▸ STATED PROBLEM
Track down each line that has the word "styles" and copy it.

Pages as source code:
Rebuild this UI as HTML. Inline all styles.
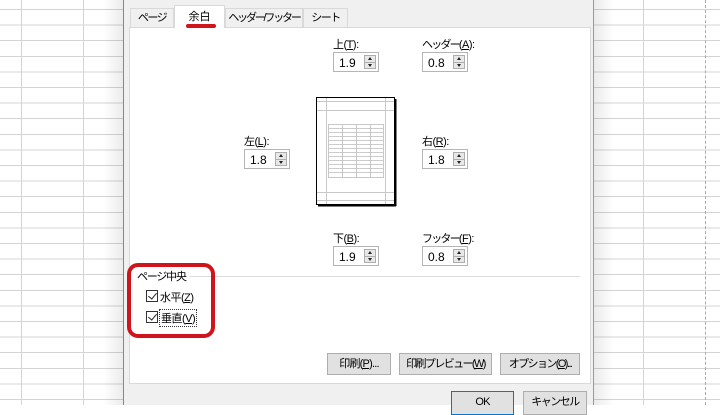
<!DOCTYPE html>
<html><head><meta charset="utf-8"><style>
*{margin:0;padding:0;box-sizing:border-box}
body{width:720px;height:405px;overflow:hidden;position:relative;background:#fff;font-family:"Liberation Sans","Noto Sans CJK JP",sans-serif;font-size:11px;color:#000;white-space:nowrap}
.a{position:absolute}
.grid{position:absolute;top:0;height:405px;background-image:repeating-linear-gradient(to bottom,transparent 0 9px,#d4d4d4 9px 10px,transparent 10px 15.6px)}
.sp{position:absolute;width:46px;height:20px;border:1px solid #b5b5b5;background:#fff;font-size:12px;padding:3px 0 0 5px}
.sp i{position:absolute;right:2px;top:2px;width:12px;height:14px;background:#e8e8e8;border:1px solid #adadad}
.sp i:before{content:"";position:absolute;left:3px;top:1px;border:2.5px solid transparent;border-bottom:3px solid #222;border-top:0}
.sp i:after{content:"";position:absolute;left:3px;bottom:1px;border:2.5px solid transparent;border-top:3px solid #222;border-bottom:0}
.sp i b{position:absolute;left:0;right:0;top:6px;height:1px;background:#adadad}
.lb{position:absolute;font-size:11px;letter-spacing:-0.5px}
.k{letter-spacing:-1.8px}
.btn{position:absolute;height:22px;background:#e1e1e1;border:1px solid #adadad;font-size:11px;text-align:center;line-height:20px;letter-spacing:-0.8px;overflow:hidden}
.tab{position:absolute;top:8px;height:19px;background:#f0f0f0;border:1px solid #d9d9d9;border-bottom:none;font-size:11px;text-align:center;line-height:18px;letter-spacing:-1.5px;overflow:hidden}
.cb{position:absolute;width:12px;height:12px;border:1px solid #333;background:#fff}
.cb:after{content:"";position:absolute;left:3px;top:0px;width:4px;height:7px;border:solid #222;border-width:0 1.3px 1.3px 0;transform:rotate(40deg)}
</style></head><body>
<div class="grid" style="left:0;width:123px"></div>
<div class="a" style="left:21px;top:0;width:1px;height:405px;background:#d4d4d4"></div>
<div class="a" style="left:83px;top:0;width:1px;height:405px;background:#d4d4d4"></div>
<div class="grid" style="left:594px;width:126px"></div>
<div class="a" style="left:643px;top:0;width:1px;height:405px;background:#d4d4d4"></div>
<div class="a" style="left:705px;top:0;width:0;height:405px;border-left:1px dashed #aaa"></div>
<div class="a" style="left:594px;top:0;width:20px;height:405px;background:linear-gradient(to right,rgba(0,0,0,0.08),transparent)"></div>
<div class="a" style="left:103px;top:0;width:20px;height:405px;background:linear-gradient(to left,rgba(0,0,0,0.08),transparent)"></div>
<!-- dialog -->
<div class="a" style="left:123px;top:0;width:471px;height:405px;background:#f0f0f0;border-left:1px solid #888;border-right:1px solid #999"></div>
<div class="a" style="left:129px;top:27px;width:462px;height:357px;background:#fff;border:1px solid #d9d9d9"></div>
<div class="tab" style="left:130px;width:44px">ページ</div>
<div class="tab" style="left:174px;top:5px;height:23px;width:51px;background:#fff;line-height:22px;letter-spacing:0">余白</div>
<div class="a" style="left:186px;top:24px;width:30px;height:4px;border-radius:2px;background:#d0141c"></div>
<div class="tab" style="left:225px;width:78px;letter-spacing:-2.2px">ヘッダー/フッター</div>
<div class="tab" style="left:303px;width:45px">シート</div>

<div class="lb" style="left:333px;top:36px">上(<u>T</u>):</div>
<div class="sp" style="left:333px;top:52px">1.9<i><b></b></i></div>
<div class="lb" style="left:422px;top:36px"><span class="k">ヘッダー</span>(<u>A</u>):</div>
<div class="sp" style="left:422px;top:52px">0.8<i><b></b></i></div>
<div class="lb" style="left:244px;top:133px">左(<u>L</u>):</div>
<div class="sp" style="left:244px;top:149px">1.8<i><b></b></i></div>
<div class="lb" style="left:422px;top:133px">右(<u>R</u>):</div>
<div class="sp" style="left:422px;top:149px">1.8<i><b></b></i></div>
<div class="lb" style="left:333px;top:230px">下(<u>B</u>):</div>
<div class="sp" style="left:333px;top:246px">1.9<i><b></b></i></div>
<div class="lb" style="left:422px;top:230px"><span class="k">フッター</span>(<u>F</u>):</div>
<div class="sp" style="left:422px;top:246px">0.8<i><b></b></i></div>

<svg class="a" style="left:314px;top:95px" width="85" height="113">
<rect x="2.5" y="2.5" width="78" height="107" fill="#fff" stroke="#000"/>
<line x1="81.5" y1="4" x2="81.5" y2="111" stroke="#000" stroke-width="2"/>
<line x1="4" y1="110.5" x2="82" y2="110.5" stroke="#000" stroke-width="2"/>
<g stroke="#c8c8c8">
<line x1="12.5" y1="3" x2="12.5" y2="109"/><line x1="71.5" y1="3" x2="71.5" y2="109"/>
<line x1="3" y1="6.5" x2="80" y2="6.5"/><line x1="3" y1="15.5" x2="80" y2="15.5"/>
<line x1="3" y1="97.5" x2="80" y2="97.5"/><line x1="3" y1="105.5" x2="80" y2="105.5"/>
<rect x="14.5" y="29.5" width="55" height="53" fill="none"/>
<line x1="28.5" y1="30" x2="28.5" y2="82"/><line x1="42.5" y1="30" x2="42.5" y2="82"/><line x1="56.5" y1="30" x2="56.5" y2="82"/>
</g>
<g stroke="#bbb" stroke-width="0.8">
<line x1="15" y1="33.5" x2="69" y2="33.5"/><line x1="15" y1="37.5" x2="69" y2="37.5"/><line x1="15" y1="41.5" x2="69" y2="41.5"/><line x1="15" y1="45.5" x2="69" y2="45.5"/><line x1="15" y1="49.5" x2="69" y2="49.5"/><line x1="15" y1="53.5" x2="69" y2="53.5"/><line x1="15" y1="57.5" x2="69" y2="57.5"/><line x1="15" y1="61.5" x2="69" y2="61.5"/><line x1="15" y1="65.5" x2="69" y2="65.5"/><line x1="15" y1="69.5" x2="69" y2="69.5"/><line x1="15" y1="73.5" x2="69" y2="73.5"/><line x1="15" y1="77.5" x2="69" y2="77.5"/>
</g></svg>

<div class="a" style="left:190px;top:276px;width:390px;height:1px;background:#dcdcdc"></div>
<div class="lb" style="left:137px;top:268px;letter-spacing:-1.2px">ページ中央</div>
<div class="cb" style="left:146px;top:290px"></div>
<div class="lb" style="left:160px;top:289px">水平(<u>Z</u>)</div>
<div class="cb" style="left:146px;top:311px"></div>
<div class="lb" style="left:159px;top:309px;border:1px dotted #333;padding:0 1px">垂直(<u>V</u>)</div>
<div class="a" style="left:127px;top:263px;width:88px;height:75px;border:4px solid #d0141c;border-radius:11px"></div>

<div class="btn" style="left:327px;top:353px;width:64px">印刷(<u>P</u>)...</div>
<div class="btn" style="left:399px;top:353px;width:93px;letter-spacing:-1.6px">印刷プレビュー(<u>W</u>)</div>
<div class="btn" style="left:500px;top:353px;width:80px;letter-spacing:-1.6px">オプション(<u>O</u>)...</div>
<div class="btn" style="left:451px;top:391px;width:63px;height:24px;border:1px solid #0078d7">OK</div>
<div class="btn" style="left:523px;top:391px;width:64px;height:24px;letter-spacing:-1.5px">キャンセル</div>
</body></html>
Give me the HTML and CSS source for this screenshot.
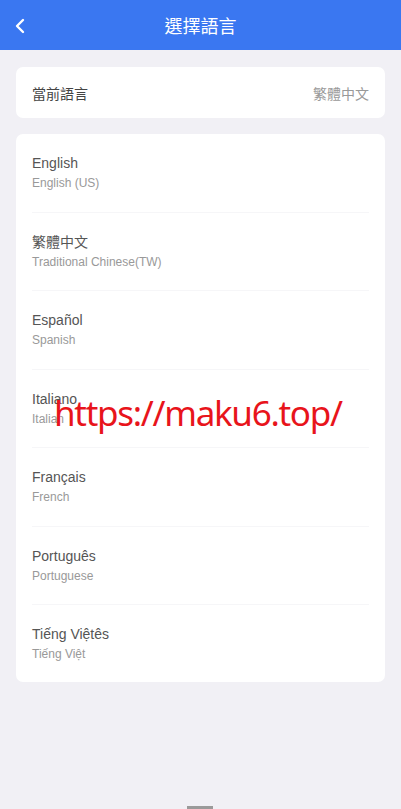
FILE: index.html
```html
<!DOCTYPE html>
<html lang="zh-Hant">
<head>
<meta charset="utf-8">
<meta name="viewport" content="width=device-width, initial-scale=1">
<title>選擇語言</title>
<link rel="stylesheet" href="styles.css">
</head>
<body>
<div class="page">
  <header class="navbar">
    <button class="back" aria-label="返回">
      <svg width="12" height="16" viewBox="0 0 12 16"><path d="M9 2 L3 8 L9 14" fill="none" stroke="#fff" stroke-width="2.4" stroke-linecap="round" stroke-linejoin="round"/></svg>
    </button>
    <h1 class="title">選擇語言</h1>
  </header>

  <main class="content">
    <section class="card current">
      <span class="current-label">當前語言</span>
      <span class="current-value">繁體中文</span>
    </section>

    <section class="card list">
      <div class="item"><div class="name">English</div><div class="sub">English (US)</div></div>
      <div class="item"><div class="name">繁體中文</div><div class="sub">Traditional Chinese(TW)</div></div>
      <div class="item"><div class="name">Español</div><div class="sub">Spanish</div></div>
      <div class="item"><div class="name">Italiano</div><div class="sub">Italian</div></div>
      <div class="item"><div class="name">Français</div><div class="sub">French</div></div>
      <div class="item"><div class="name">Português</div><div class="sub">Portuguese</div></div>
      <div class="item last"><div class="name">Tiếng Việtês</div><div class="sub">Tiếng Việt</div></div>
    </section>
  </main>

  <div class="watermark">https://maku6.top/</div>
  <div class="home-bar"></div>
</div>
</body>
</html>
```

FILE: styles.css
```css
* { box-sizing: border-box; }
html, body { margin: 0; padding: 0; }
body {
  background: #f1f0f5;
  font-family: "Liberation Sans", Arial, "Noto Sans CJK TC", sans-serif;
  color: #555;
}
.page {
  position: relative;
  min-height: 809px;
}
.navbar {
  position: relative;
  height: 50px;
  background: #3a77f1;
  display: flex;
  align-items: center;
  justify-content: center;
}
.back {
  position: absolute;
  left: 10px;
  top: 17px;
  width: 20px;
  height: 18px;
  padding: 0;
  border: 0;
  background: none;
  display: flex;
  align-items: center;
  justify-content: center;
}
.title {
  margin: 0;
  font-family: "Noto Sans CJK TC", sans-serif;
  font-size: 18px;
  font-weight: 400;
  color: #fff;
  line-height: 50px;
}
.content {
  padding: 17px 16px 0;
  display: flex;
  flex-direction: column;
  gap: 16px;
}
.card {
  background: #fff;
  border-radius: 7px;
}
.current {
  height: 51px;
  display: flex;
  align-items: center;
  justify-content: space-between;
  padding: 0 16px;
  font-family: "Noto Sans CJK TC", sans-serif;
  font-size: 14px;
}
.current-label { color: #444; }
.current-value { color: #999; }
.list {
  padding: 0 16px;
}
.item {
  height: 78.5px;
  padding-top: 19px;
  border-bottom: 1px solid #f6f6f8;
}
.item.last {
  height: 77px;
  border-bottom: 0;
}
.name {
  font-size: 14px;
  line-height: 20px;
  color: #555;
}
.sub {
  font-size: 12px;
  line-height: 20px;
  color: #999;
}
.watermark {
  position: absolute;
  left: 54px;
  top: 389px;
  font-family: "Noto Sans", sans-serif;
  font-size: 35px;
  letter-spacing: -1.3px;
  line-height: 48px;
  color: #e8141b;
  white-space: nowrap;
}
.home-bar {
  position: absolute;
  left: 187px;
  top: 806px;
  width: 26px;
  height: 3px;
  background: #9a9a9a;
}
```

▸ WRITTEN RESPONSE
Rebuild this UI as HTML. Inline all styles.
<link rel="stylesheet" href="styles.css">
FILE: styles.css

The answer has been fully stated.